MECHANICAL CHARACTERISTICS OF AN ANODIZED MAGNESIUM ALLOY FOR BIODEGRADABLE IMPLANTS

In recent years, magnesium (Mg) alloys have emerged as possible biodegradable implant materials; however the degradation rate of Mg occurs at a higher rate than tolerable for the human body. Plasma electrolytic oxidation (PEO) has been used in the past as a useful surface treatment technique to improve the anti-corrosion properties of Mg alloys by forming protective coatings. This present work focuses on the effect of electrolyte solution on the corrosion, microstructural, and nanomechanical behavior of PEO coatings for possible use in biodegradable implants. The experimental parameters applied during PEO process did influence the structure, thickness, and morphology of the coating.
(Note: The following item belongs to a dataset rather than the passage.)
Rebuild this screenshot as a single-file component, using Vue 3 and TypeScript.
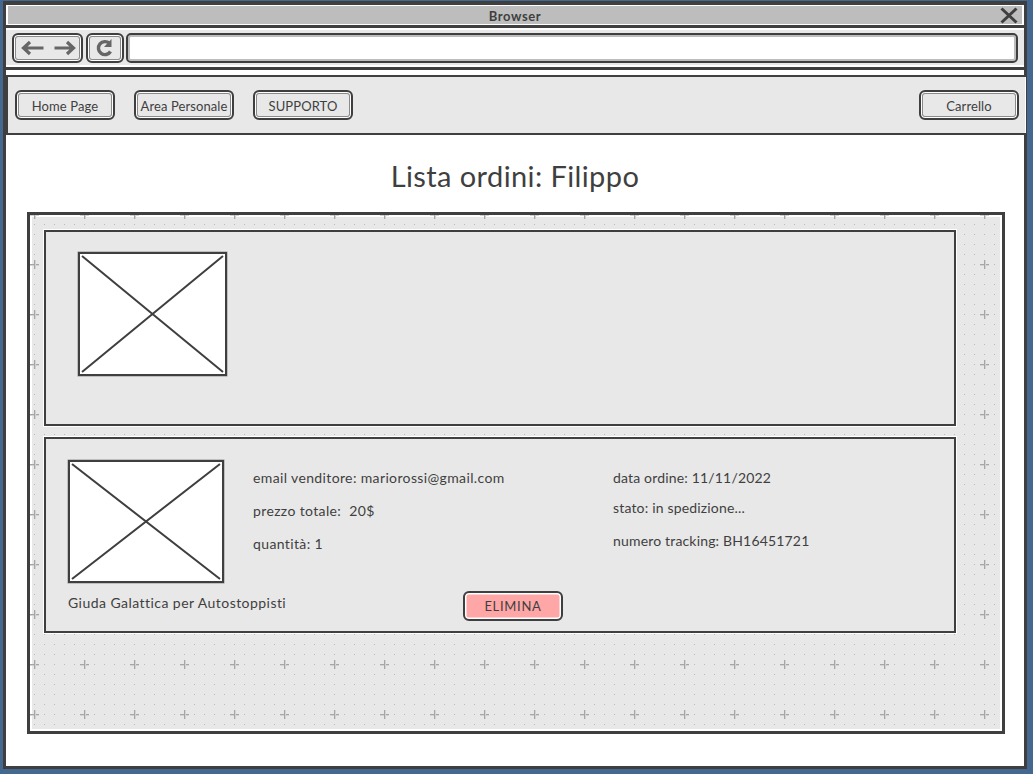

Microstructural characterization of the coating was carried out by X-ray diffraction (XRD), scanning electron microscopy (SEM) followed by image analysis and energy dispersive spectroscopy (EDX). Further, nanoindentation was employed to evaluate nanohardness and Young's modulus of the PEO coating. The results show beneficial effects of the PEO coating to enhance the corrosion resistance of the uncoated AZ31 magnesium alloy. The XRD pattern shows that the components of the film vary based on electrolyte solution. The film composition does affect the nanomechanical behavior.